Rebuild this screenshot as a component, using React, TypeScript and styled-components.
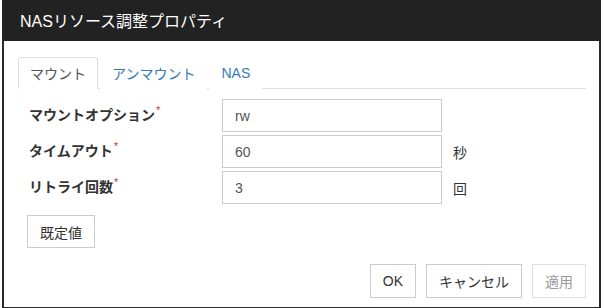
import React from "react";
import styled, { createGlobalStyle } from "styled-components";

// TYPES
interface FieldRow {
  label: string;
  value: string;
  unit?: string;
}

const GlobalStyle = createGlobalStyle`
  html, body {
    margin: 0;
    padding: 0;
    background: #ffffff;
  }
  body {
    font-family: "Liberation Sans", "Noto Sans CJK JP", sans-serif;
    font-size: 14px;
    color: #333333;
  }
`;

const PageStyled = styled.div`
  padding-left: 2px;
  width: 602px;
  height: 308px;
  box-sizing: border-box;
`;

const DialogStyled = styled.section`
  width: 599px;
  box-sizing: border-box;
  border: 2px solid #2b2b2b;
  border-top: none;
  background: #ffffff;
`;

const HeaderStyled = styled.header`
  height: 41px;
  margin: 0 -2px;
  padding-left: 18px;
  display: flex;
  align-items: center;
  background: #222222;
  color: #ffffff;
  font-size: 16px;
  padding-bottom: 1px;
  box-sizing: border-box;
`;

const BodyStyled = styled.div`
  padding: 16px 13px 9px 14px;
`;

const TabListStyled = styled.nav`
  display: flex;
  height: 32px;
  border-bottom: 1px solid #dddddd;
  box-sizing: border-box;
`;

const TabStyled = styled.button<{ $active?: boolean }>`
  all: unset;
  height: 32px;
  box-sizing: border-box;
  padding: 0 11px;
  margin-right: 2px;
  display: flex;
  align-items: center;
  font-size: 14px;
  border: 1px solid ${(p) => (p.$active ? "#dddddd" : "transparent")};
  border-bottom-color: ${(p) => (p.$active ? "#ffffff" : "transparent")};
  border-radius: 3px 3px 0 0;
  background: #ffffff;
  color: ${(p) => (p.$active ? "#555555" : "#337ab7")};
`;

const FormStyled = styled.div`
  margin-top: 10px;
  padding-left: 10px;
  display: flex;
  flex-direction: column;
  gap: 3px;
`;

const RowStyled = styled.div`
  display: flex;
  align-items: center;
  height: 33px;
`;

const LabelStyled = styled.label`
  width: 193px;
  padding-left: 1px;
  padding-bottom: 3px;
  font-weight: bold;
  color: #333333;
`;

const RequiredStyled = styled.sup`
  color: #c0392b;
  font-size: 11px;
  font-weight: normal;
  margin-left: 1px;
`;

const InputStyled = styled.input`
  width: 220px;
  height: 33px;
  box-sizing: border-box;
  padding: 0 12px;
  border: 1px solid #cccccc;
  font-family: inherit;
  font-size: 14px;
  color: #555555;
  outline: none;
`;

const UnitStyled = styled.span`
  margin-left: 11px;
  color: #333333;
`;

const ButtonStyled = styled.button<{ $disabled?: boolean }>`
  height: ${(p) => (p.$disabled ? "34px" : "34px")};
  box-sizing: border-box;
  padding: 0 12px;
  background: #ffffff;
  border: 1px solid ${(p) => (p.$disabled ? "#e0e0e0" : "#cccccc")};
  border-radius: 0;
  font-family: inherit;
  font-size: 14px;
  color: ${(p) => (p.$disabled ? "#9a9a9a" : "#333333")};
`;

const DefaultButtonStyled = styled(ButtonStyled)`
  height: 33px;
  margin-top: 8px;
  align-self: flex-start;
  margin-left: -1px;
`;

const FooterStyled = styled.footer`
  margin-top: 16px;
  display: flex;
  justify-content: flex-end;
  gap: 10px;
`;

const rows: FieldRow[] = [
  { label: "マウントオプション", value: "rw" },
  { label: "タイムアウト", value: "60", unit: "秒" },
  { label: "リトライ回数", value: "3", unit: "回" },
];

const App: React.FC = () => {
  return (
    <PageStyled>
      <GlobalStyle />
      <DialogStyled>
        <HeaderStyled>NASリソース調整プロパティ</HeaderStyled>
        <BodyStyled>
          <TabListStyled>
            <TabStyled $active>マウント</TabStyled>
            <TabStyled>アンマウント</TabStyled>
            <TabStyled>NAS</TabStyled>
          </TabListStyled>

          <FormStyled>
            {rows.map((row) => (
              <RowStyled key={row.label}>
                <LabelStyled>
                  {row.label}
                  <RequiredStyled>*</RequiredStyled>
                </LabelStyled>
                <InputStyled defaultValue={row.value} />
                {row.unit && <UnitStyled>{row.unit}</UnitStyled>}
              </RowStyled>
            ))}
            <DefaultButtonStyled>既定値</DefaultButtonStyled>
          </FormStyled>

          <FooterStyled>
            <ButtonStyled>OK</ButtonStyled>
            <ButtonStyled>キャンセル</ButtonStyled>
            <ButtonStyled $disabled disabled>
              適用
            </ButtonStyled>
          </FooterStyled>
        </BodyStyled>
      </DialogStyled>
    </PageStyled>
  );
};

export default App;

Given exercise:
Pull out every line in the material above where "components" occurs.

Finished exercise:
Rebuild this screenshot as a component, using React, TypeScript and styled-components.
import styled, { createGlobalStyle } from "styled-components";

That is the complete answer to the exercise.